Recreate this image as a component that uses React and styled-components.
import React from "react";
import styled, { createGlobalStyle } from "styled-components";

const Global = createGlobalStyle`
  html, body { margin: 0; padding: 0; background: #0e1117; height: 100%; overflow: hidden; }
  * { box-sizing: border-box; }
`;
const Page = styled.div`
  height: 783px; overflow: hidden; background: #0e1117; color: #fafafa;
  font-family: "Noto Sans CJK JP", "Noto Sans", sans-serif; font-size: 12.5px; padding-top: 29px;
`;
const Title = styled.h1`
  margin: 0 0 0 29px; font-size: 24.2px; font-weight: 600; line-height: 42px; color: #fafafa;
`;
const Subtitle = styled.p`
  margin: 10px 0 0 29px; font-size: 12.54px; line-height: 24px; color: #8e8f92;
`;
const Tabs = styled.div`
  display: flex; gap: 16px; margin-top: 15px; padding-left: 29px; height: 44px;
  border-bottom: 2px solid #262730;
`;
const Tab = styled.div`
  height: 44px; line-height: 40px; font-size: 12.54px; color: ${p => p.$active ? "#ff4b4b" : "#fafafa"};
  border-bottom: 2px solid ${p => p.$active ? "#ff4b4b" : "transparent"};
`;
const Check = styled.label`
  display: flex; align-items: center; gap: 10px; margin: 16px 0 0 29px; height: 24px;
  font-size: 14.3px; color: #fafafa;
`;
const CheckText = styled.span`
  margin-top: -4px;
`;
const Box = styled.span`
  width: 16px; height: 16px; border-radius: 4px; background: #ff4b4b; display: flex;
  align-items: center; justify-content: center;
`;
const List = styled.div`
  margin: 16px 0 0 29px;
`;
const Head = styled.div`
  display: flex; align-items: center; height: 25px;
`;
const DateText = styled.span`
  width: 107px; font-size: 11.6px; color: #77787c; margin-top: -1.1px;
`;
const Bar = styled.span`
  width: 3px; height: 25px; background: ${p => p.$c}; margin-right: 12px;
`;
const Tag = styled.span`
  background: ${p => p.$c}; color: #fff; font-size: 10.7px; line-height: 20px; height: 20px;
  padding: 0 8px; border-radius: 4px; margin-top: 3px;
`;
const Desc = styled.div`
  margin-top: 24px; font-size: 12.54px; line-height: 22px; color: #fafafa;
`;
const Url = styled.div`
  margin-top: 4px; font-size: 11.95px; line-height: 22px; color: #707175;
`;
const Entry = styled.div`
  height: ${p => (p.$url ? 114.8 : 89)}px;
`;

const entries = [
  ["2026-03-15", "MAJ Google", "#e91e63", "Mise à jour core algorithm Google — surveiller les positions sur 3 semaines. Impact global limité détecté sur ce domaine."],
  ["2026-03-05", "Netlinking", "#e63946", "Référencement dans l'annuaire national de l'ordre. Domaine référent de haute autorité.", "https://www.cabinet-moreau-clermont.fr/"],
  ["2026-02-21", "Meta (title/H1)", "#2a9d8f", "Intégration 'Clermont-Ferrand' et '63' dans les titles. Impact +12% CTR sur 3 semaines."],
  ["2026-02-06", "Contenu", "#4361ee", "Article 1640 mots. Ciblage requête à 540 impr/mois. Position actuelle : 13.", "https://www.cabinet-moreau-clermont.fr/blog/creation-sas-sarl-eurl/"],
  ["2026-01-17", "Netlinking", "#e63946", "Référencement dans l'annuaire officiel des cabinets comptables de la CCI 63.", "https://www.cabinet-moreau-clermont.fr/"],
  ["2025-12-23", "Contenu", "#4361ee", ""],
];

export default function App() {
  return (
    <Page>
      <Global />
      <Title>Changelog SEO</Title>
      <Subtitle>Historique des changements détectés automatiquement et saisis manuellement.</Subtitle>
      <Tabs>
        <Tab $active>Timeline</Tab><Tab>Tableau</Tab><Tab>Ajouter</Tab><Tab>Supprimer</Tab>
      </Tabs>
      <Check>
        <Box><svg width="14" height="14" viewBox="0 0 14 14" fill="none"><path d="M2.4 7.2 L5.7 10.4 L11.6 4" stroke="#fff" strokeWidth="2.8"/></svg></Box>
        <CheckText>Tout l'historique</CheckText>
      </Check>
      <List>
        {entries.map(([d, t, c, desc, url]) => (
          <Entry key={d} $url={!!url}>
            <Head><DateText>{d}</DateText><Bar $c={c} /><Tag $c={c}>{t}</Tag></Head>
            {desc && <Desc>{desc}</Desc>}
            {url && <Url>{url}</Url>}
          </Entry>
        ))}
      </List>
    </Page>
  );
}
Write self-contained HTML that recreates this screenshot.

* * * *

### [What you will do]
The records above should be restated word for word, please.

### [Output for this exercise]
Recreate this image as a component that uses React and styled-components.
import React from "react";
import styled, { createGlobalStyle } from "styled-components";

const Global = createGlobalStyle`
  html, body { margin: 0; padding: 0; background: #0e1117; height: 100%; overflow: hidden; }
  * { box-sizing: border-box; }
`;
const Page = styled.div`
  height: 783px; overflow: hidden; background: #0e1117; color: #fafafa;
  font-family: "Noto Sans CJK JP", "Noto Sans", sans-serif; font-size: 12.5px; padding-top: 29px;
`;
const Title = styled.h1`
  margin: 0 0 0 29px; font-size: 24.2px; font-weight: 600; line-height: 42px; color: #fafafa;
`;
const Subtitle = styled.p`
  margin: 10px 0 0 29px; font-size: 12.54px; line-height: 24px; color: #8e8f92;
`;
const Tabs = styled.div`
  display: flex; gap: 16px; margin-top: 15px; padding-left: 29px; height: 44px;
  border-bottom: 2px solid #262730;
`;
const Tab = styled.div`
  height: 44px; line-height: 40px; font-size: 12.54px; color: ${p => p.$active ? "#ff4b4b" : "#fafafa"};
  border-bottom: 2px solid ${p => p.$active ? "#ff4b4b" : "transparent"};
`;
const Check = styled.label`
  display: flex; align-items: center; gap: 10px; margin: 16px 0 0 29px; height: 24px;
  font-size: 14.3px; color: #fafafa;
`;
const CheckText = styled.span`
  margin-top: -4px;
`;
const Box = styled.span`
  width: 16px; height: 16px; border-radius: 4px; background: #ff4b4b; display: flex;
  align-items: center; justify-content: center;
`;
const List = styled.div`
  margin: 16px 0 0 29px;
`;
const Head = styled.div`
  display: flex; align-items: center; height: 25px;
`;
const DateText = styled.span`
  width: 107px; font-size: 11.6px; color: #77787c; margin-top: -1.1px;
`;
const Bar = styled.span`
  width: 3px; height: 25px; background: ${p => p.$c}; margin-right: 12px;
`;
const Tag = styled.span`
  background: ${p => p.$c}; color: #fff; font-size: 10.7px; line-height: 20px; height: 20px;
  padding: 0 8px; border-radius: 4px; margin-top: 3px;
`;
const Desc = styled.div`
  margin-top: 24px; font-size: 12.54px; line-height: 22px; color: #fafafa;
`;
const Url = styled.div`
  margin-top: 4px; font-size: 11.95px; line-height: 22px; color: #707175;
`;
const Entry = styled.div`
  height: ${p => (p.$url ? 114.8 : 89)}px;
`;

const entries = [
  ["2026-03-15", "MAJ Google", "#e91e63", "Mise à jour core algorithm Google — surveiller les positions sur 3 semaines. Impact global limité détecté sur ce domaine."],
  ["2026-03-05", "Netlinking", "#e63946", "Référencement dans l'annuaire national de l'ordre. Domaine référent de haute autorité.", "https://www.cabinet-moreau-clermont.fr/"],
  ["2026-02-21", "Meta (title/H1)", "#2a9d8f", "Intégration 'Clermont-Ferrand' et '63' dans les titles. Impact +12% CTR sur 3 semaines."],
  ["2026-02-06", "Contenu", "#4361ee", "Article 1640 mots. Ciblage requête à 540 impr/mois. Position actuelle : 13.", "https://www.cabinet-moreau-clermont.fr/blog/creation-sas-sarl-eurl/"],
  ["2026-01-17", "Netlinking", "#e63946", "Référencement dans l'annuaire officiel des cabinets comptables de la CCI 63.", "https://www.cabinet-moreau-clermont.fr/"],
  ["2025-12-23", "Contenu", "#4361ee", ""],
];

export default function App() {
  return (
    <Page>
      <Global />
      <Title>Changelog SEO</Title>
      <Subtitle>Historique des changements détectés automatiquement et saisis manuellement.</Subtitle>
      <Tabs>
        <Tab $active>Timeline</Tab><Tab>Tableau</Tab><Tab>Ajouter</Tab><Tab>Supprimer</Tab>
      </Tabs>
      <Check>
        <Box><svg width="14" height="14" viewBox="0 0 14 14" fill="none"><path d="M2.4 7.2 L5.7 10.4 L11.6 4" stroke="#fff" strokeWidth="2.8"/></svg></Box>
        <CheckText>Tout l'historique</CheckText>
      </Check>
      <List>
        {entries.map(([d, t, c, desc, url]) => (
          <Entry key={d} $url={!!url}>
            <Head><DateText>{d}</DateText><Bar $c={c} /><Tag $c={c}>{t}</Tag></Head>
            {desc && <Desc>{desc}</Desc>}
            {url && <Url>{url}</Url>}
          </Entry>
        ))}
      </List>
    </Page>
  );
}
Write self-contained HTML that recreates this screenshot.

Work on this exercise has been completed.